* **Objective**: From the first line of the listing below to the line with "<SectionHint>Enter JavaScript origins, redirect", print each line exactly, and nothing more. Leave out the pictures.

* **Supplied data**:
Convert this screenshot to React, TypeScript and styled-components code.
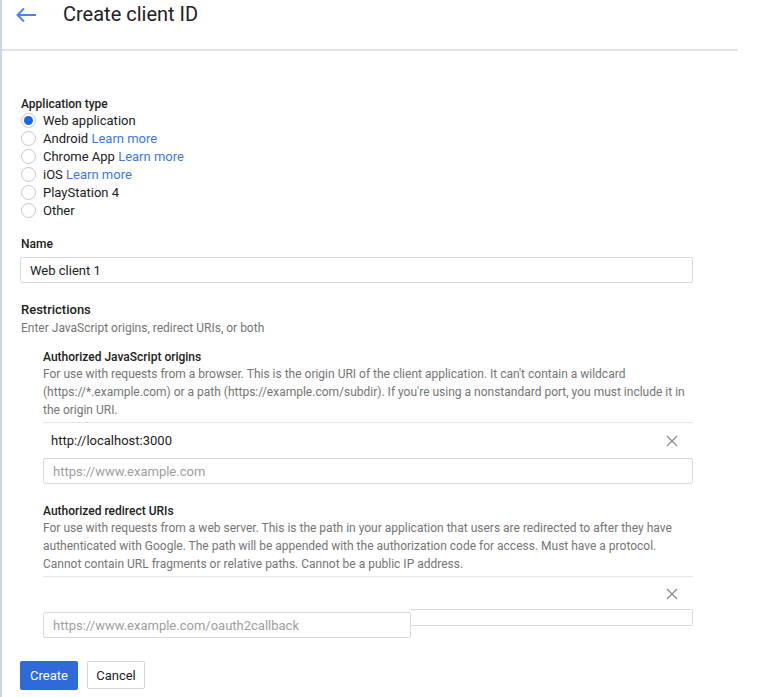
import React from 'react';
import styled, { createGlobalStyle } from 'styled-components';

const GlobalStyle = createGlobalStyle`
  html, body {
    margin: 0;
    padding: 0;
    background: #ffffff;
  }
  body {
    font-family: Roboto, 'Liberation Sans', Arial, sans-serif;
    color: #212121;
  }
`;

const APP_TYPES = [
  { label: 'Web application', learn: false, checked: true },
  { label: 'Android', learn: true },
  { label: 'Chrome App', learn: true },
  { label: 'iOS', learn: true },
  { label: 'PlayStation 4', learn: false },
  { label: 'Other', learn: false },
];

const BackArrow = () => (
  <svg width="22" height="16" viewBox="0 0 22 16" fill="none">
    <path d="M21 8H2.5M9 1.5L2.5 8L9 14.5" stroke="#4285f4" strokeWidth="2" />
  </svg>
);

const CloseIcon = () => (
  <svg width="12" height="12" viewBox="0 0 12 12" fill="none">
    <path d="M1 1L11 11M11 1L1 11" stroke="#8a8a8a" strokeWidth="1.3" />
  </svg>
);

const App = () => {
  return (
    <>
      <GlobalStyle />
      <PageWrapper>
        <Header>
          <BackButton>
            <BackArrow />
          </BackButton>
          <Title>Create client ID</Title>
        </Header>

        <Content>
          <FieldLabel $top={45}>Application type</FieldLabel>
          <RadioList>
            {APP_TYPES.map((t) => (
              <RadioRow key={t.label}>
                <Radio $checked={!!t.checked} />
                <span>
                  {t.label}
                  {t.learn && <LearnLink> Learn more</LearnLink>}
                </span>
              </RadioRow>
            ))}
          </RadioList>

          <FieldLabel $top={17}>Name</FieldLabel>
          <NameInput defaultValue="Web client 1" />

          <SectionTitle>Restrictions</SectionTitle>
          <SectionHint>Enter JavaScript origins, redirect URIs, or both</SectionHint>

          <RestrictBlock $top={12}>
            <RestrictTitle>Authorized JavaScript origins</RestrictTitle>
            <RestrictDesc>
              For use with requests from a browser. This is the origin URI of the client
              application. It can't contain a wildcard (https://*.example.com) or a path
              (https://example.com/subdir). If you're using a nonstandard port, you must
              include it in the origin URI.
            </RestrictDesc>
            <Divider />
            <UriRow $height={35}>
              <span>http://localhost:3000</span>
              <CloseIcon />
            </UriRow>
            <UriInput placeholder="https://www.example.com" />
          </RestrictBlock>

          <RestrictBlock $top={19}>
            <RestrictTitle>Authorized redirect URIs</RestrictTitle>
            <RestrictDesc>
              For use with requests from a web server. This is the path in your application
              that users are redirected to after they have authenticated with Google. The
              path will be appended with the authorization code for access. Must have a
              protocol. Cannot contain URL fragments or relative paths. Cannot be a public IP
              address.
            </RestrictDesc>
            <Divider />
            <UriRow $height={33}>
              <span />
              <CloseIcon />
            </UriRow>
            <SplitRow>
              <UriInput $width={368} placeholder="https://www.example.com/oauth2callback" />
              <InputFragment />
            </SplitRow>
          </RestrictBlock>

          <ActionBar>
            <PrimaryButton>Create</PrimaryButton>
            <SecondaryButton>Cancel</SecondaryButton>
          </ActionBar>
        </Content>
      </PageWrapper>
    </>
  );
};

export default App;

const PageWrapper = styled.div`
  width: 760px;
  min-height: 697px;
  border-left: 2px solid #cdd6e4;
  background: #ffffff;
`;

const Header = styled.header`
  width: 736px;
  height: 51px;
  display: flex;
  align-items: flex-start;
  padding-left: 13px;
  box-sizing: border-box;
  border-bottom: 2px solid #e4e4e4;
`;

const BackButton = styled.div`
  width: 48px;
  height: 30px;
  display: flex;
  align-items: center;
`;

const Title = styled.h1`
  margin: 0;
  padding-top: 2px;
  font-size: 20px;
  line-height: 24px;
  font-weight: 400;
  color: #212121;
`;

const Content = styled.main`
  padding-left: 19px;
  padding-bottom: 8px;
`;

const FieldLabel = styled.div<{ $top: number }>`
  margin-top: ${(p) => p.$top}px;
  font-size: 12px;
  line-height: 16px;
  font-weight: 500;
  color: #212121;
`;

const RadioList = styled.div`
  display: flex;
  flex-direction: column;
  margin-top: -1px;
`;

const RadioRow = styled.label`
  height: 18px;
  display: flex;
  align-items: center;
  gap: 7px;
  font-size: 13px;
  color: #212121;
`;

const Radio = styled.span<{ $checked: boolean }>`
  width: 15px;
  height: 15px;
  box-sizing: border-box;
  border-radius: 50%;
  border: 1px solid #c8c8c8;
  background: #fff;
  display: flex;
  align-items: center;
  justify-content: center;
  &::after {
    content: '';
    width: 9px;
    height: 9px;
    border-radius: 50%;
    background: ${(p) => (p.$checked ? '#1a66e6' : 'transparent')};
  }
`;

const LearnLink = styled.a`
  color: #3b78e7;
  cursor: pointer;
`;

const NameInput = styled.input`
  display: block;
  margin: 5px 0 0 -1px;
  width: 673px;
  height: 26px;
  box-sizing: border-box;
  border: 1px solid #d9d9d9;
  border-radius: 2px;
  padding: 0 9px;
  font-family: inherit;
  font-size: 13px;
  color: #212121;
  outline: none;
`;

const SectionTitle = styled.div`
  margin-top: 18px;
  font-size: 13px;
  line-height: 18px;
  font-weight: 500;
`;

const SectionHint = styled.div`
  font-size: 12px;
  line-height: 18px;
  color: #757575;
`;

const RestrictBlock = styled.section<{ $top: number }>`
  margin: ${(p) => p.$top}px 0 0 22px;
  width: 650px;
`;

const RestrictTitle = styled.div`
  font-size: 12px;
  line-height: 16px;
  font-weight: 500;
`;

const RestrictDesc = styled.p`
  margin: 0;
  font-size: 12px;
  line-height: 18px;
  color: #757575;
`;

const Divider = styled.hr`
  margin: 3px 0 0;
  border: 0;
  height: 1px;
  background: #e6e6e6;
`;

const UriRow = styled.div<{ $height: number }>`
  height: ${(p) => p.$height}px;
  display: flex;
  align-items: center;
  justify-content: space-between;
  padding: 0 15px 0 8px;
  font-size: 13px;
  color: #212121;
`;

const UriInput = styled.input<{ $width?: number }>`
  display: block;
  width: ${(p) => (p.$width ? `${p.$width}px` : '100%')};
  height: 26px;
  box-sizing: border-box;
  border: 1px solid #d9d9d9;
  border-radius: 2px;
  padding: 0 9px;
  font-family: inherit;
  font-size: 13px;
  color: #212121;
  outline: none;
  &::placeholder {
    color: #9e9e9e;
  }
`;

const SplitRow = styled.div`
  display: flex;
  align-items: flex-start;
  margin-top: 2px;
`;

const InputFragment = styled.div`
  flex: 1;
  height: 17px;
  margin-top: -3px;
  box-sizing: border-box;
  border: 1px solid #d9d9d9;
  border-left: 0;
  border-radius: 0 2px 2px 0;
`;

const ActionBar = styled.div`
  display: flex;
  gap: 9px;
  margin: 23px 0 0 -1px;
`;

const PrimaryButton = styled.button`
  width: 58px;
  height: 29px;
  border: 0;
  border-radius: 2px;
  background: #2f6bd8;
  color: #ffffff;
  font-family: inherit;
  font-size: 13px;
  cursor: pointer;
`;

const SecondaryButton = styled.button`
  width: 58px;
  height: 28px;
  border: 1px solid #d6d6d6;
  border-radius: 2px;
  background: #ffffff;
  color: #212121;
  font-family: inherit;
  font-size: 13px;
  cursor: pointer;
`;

* **Reply to the task**:
Convert this screenshot to React, TypeScript and styled-components code.
import React from 'react';
import styled, { createGlobalStyle } from 'styled-components';

const GlobalStyle = createGlobalStyle`
  html, body {
    margin: 0;
    padding: 0;
    background: #ffffff;
  }
  body {
    font-family: Roboto, 'Liberation Sans', Arial, sans-serif;
    color: #212121;
  }
`;

const APP_TYPES = [
  { label: 'Web application', learn: false, checked: true },
  { label: 'Android', learn: true },
  { label: 'Chrome App', learn: true },
  { label: 'iOS', learn: true },
  { label: 'PlayStation 4', learn: false },
  { label: 'Other', learn: false },
];

const BackArrow = () => (
  <svg width="22" height="16" viewBox="0 0 22 16" fill="none">
    <path d="M21 8H2.5M9 1.5L2.5 8L9 14.5" stroke="#4285f4" strokeWidth="2" />
  </svg>
);

const CloseIcon = () => (
  <svg width="12" height="12" viewBox="0 0 12 12" fill="none">
    <path d="M1 1L11 11M11 1L1 11" stroke="#8a8a8a" strokeWidth="1.3" />
  </svg>
);

const App = () => {
  return (
    <>
      <GlobalStyle />
      <PageWrapper>
        <Header>
          <BackButton>
            <BackArrow />
          </BackButton>
          <Title>Create client ID</Title>
        </Header>

        <Content>
          <FieldLabel $top={45}>Application type</FieldLabel>
          <RadioList>
            {APP_TYPES.map((t) => (
              <RadioRow key={t.label}>
                <Radio $checked={!!t.checked} />
                <span>
                  {t.label}
                  {t.learn && <LearnLink> Learn more</LearnLink>}
                </span>
              </RadioRow>
            ))}
          </RadioList>

          <FieldLabel $top={17}>Name</FieldLabel>
          <NameInput defaultValue="Web client 1" />

          <SectionTitle>Restrictions</SectionTitle>
          <SectionHint>Enter JavaScript origins, redirect URIs, or both</SectionHint>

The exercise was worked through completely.